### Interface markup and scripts
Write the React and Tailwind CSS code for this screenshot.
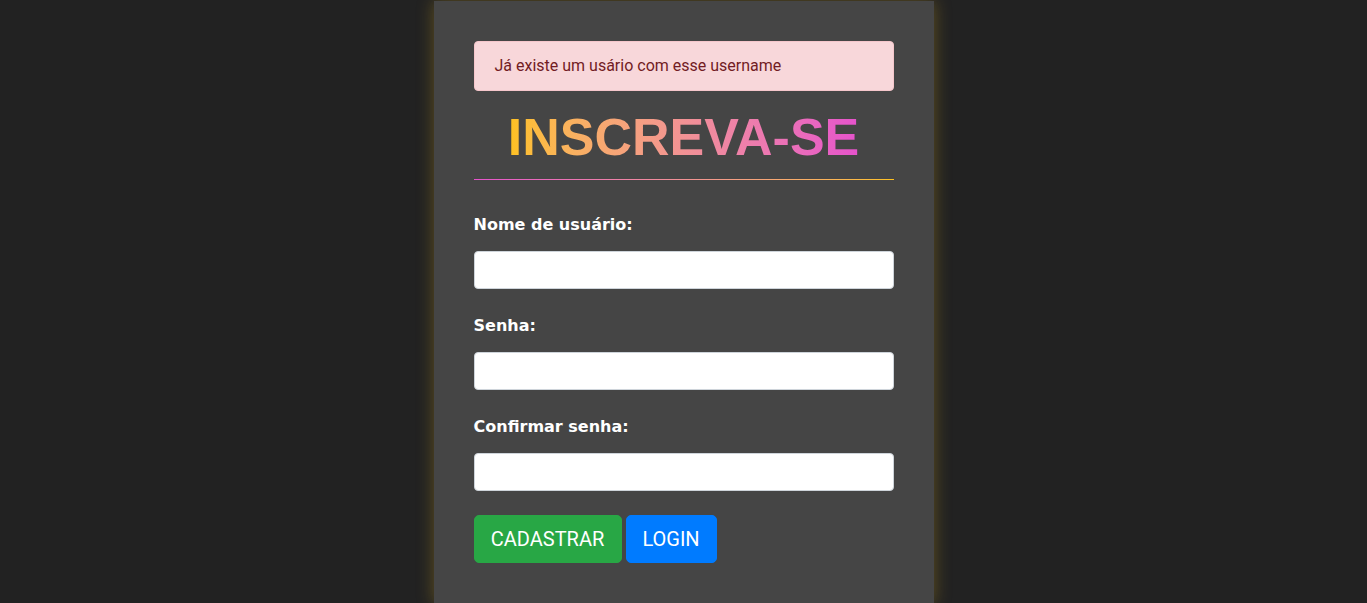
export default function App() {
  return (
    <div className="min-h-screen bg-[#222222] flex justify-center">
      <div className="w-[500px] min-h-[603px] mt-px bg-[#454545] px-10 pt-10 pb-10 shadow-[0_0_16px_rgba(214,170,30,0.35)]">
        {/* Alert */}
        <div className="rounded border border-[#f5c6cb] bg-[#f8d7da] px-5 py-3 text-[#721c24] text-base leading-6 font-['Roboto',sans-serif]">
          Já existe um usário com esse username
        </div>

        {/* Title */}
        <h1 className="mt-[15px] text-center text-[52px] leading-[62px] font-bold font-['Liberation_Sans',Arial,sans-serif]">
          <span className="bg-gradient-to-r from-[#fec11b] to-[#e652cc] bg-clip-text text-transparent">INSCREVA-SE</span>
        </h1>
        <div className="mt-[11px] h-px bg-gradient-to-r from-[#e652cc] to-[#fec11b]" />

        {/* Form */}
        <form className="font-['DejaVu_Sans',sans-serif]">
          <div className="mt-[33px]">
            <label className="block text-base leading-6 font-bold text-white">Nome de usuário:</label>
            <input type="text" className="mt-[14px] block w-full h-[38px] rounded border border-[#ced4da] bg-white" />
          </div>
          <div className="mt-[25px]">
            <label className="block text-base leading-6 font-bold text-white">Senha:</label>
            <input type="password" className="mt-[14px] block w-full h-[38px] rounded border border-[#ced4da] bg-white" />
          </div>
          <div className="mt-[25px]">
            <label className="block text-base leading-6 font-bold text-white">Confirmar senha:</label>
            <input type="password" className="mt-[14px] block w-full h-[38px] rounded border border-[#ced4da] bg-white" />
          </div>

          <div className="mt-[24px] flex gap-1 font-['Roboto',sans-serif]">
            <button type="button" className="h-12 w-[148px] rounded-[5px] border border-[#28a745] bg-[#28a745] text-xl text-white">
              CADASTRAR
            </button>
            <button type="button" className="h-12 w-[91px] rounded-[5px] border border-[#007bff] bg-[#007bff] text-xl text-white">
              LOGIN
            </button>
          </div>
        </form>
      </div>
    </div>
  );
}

---

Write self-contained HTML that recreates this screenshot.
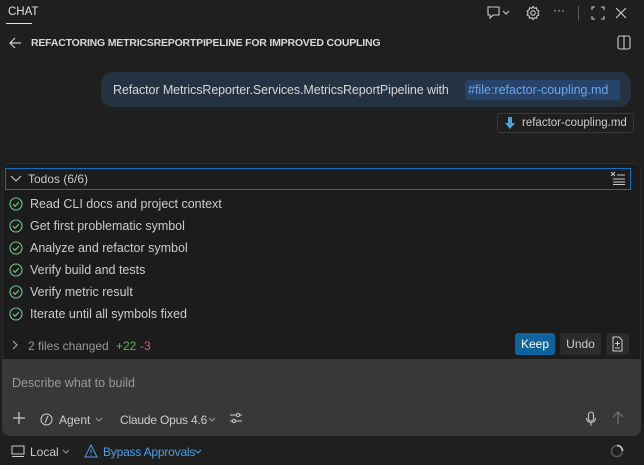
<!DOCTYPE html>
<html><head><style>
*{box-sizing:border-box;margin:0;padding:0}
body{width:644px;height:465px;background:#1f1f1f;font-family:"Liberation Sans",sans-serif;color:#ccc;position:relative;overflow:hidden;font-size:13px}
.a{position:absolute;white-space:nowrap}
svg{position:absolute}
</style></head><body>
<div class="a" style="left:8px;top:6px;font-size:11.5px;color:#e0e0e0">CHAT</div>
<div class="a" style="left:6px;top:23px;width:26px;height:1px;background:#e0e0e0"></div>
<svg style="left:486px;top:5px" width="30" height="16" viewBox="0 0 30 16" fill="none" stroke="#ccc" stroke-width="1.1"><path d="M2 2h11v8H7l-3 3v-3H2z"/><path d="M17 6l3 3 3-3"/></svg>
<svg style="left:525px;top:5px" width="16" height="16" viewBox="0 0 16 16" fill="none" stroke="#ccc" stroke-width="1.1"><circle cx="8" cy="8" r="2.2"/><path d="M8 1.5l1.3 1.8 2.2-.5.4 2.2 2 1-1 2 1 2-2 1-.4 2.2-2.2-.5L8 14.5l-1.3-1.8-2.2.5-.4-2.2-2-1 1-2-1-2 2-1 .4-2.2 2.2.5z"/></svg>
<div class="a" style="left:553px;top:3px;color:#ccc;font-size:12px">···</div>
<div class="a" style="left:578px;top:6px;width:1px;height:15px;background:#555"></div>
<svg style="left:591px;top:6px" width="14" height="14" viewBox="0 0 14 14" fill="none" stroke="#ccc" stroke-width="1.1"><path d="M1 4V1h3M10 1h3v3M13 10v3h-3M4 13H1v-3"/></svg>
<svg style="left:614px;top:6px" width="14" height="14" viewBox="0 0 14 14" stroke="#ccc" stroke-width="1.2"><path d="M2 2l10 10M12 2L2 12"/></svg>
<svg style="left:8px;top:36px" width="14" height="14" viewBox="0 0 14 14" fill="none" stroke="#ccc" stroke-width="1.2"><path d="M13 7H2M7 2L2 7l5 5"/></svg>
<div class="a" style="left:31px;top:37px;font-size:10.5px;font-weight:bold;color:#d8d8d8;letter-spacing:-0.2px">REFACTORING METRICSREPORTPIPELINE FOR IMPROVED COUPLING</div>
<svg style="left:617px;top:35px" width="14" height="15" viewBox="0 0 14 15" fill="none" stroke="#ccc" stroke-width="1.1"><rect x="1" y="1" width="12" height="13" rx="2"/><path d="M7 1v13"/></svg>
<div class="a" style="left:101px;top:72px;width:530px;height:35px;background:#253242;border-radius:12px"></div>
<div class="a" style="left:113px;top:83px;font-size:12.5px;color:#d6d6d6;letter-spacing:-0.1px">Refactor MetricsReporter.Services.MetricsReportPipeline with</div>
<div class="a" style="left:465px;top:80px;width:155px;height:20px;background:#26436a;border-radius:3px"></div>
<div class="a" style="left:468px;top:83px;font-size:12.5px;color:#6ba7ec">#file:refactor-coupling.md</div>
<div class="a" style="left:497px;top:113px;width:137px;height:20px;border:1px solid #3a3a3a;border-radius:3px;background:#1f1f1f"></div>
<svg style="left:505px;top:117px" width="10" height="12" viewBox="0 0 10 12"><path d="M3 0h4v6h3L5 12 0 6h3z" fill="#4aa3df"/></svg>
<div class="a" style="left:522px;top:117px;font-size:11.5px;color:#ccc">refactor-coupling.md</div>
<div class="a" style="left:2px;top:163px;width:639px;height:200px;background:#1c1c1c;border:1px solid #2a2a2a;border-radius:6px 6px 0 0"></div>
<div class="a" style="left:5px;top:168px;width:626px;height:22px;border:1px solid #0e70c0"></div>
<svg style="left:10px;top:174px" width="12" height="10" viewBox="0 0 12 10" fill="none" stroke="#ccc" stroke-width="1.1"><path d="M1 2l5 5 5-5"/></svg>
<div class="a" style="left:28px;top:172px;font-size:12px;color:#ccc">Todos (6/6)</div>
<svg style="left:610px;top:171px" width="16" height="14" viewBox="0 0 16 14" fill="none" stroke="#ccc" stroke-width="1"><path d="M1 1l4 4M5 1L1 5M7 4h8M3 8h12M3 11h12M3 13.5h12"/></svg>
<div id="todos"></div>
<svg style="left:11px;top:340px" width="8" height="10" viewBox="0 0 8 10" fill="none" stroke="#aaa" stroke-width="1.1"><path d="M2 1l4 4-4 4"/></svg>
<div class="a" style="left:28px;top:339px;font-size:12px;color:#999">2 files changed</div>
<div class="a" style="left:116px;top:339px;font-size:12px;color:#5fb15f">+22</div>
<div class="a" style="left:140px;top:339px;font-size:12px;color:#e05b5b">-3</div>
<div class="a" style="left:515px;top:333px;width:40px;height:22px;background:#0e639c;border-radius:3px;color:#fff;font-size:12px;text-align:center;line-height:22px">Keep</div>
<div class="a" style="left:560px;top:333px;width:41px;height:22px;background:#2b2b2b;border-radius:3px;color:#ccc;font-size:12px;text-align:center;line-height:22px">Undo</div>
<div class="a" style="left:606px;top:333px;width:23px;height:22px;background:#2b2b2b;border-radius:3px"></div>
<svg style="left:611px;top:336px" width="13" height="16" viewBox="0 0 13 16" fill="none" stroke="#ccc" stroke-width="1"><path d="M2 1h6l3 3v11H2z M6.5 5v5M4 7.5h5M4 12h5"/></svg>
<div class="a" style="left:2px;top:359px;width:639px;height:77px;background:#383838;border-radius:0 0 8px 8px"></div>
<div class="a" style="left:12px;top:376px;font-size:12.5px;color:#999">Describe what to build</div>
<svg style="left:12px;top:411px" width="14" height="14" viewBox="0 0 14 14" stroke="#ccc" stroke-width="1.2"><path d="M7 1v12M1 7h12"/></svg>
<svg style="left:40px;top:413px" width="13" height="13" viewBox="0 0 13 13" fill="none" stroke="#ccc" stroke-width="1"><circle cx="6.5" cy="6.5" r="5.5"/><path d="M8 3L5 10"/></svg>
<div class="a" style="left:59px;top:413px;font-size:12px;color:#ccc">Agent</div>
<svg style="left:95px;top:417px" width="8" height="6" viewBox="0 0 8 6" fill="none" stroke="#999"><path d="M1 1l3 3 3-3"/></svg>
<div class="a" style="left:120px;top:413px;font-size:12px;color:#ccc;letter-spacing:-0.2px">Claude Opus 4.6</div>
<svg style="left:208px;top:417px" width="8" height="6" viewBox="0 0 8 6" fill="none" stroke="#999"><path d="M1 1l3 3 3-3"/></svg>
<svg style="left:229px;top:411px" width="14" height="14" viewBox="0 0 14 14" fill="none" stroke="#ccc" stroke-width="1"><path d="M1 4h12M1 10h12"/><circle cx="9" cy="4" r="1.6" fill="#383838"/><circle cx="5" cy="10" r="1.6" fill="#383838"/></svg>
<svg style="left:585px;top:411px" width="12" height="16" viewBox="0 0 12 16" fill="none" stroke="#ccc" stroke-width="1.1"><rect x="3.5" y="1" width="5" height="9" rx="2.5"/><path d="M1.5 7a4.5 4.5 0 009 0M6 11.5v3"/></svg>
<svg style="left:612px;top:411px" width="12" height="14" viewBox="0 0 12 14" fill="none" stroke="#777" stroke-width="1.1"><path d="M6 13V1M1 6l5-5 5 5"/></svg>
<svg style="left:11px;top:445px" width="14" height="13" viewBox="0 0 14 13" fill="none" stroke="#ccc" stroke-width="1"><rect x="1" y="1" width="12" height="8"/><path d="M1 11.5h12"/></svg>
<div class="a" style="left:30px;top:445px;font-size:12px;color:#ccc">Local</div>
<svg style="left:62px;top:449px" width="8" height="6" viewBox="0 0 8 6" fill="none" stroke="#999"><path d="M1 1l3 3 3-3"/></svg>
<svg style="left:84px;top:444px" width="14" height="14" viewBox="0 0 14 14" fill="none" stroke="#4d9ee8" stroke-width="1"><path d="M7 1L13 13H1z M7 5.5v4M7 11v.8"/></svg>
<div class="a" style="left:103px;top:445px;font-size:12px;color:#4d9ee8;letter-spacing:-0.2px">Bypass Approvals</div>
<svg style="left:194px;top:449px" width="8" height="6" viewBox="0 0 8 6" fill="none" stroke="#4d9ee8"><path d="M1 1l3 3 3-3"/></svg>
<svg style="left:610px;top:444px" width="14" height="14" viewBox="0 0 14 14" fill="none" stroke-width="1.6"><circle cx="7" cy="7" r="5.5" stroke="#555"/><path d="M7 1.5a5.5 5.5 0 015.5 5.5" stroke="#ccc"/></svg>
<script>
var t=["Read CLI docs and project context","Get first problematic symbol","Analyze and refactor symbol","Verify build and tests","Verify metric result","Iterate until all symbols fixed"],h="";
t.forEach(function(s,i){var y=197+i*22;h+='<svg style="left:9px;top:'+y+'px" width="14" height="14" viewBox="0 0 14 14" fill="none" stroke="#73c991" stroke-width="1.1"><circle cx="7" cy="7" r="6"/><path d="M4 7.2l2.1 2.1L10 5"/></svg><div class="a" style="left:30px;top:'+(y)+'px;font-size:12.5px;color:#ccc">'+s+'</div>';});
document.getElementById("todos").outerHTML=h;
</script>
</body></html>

### OBJECTIVE
Quote the data above exactly from the line with "Write the React" to the line with "h-px bg-gradient-to-r from-[#e652cc]", both ends counted, and nothing else. Pictures don't go in.

### PROBLEM SOLUTION
Write the React and Tailwind CSS code for this screenshot.
export default function App() {
  return (
    <div className="min-h-screen bg-[#222222] flex justify-center">
      <div className="w-[500px] min-h-[603px] mt-px bg-[#454545] px-10 pt-10 pb-10 shadow-[0_0_16px_rgba(214,170,30,0.35)]">
        {/* Alert */}
        <div className="rounded border border-[#f5c6cb] bg-[#f8d7da] px-5 py-3 text-[#721c24] text-base leading-6 font-['Roboto',sans-serif]">
          Já existe um usário com esse username
        </div>

        {/* Title */}
        <h1 className="mt-[15px] text-center text-[52px] leading-[62px] font-bold font-['Liberation_Sans',Arial,sans-serif]">
          <span className="bg-gradient-to-r from-[#fec11b] to-[#e652cc] bg-clip-text text-transparent">INSCREVA-SE</span>
        </h1>
        <div className="mt-[11px] h-px bg-gradient-to-r from-[#e652cc] to-[#fec11b]" />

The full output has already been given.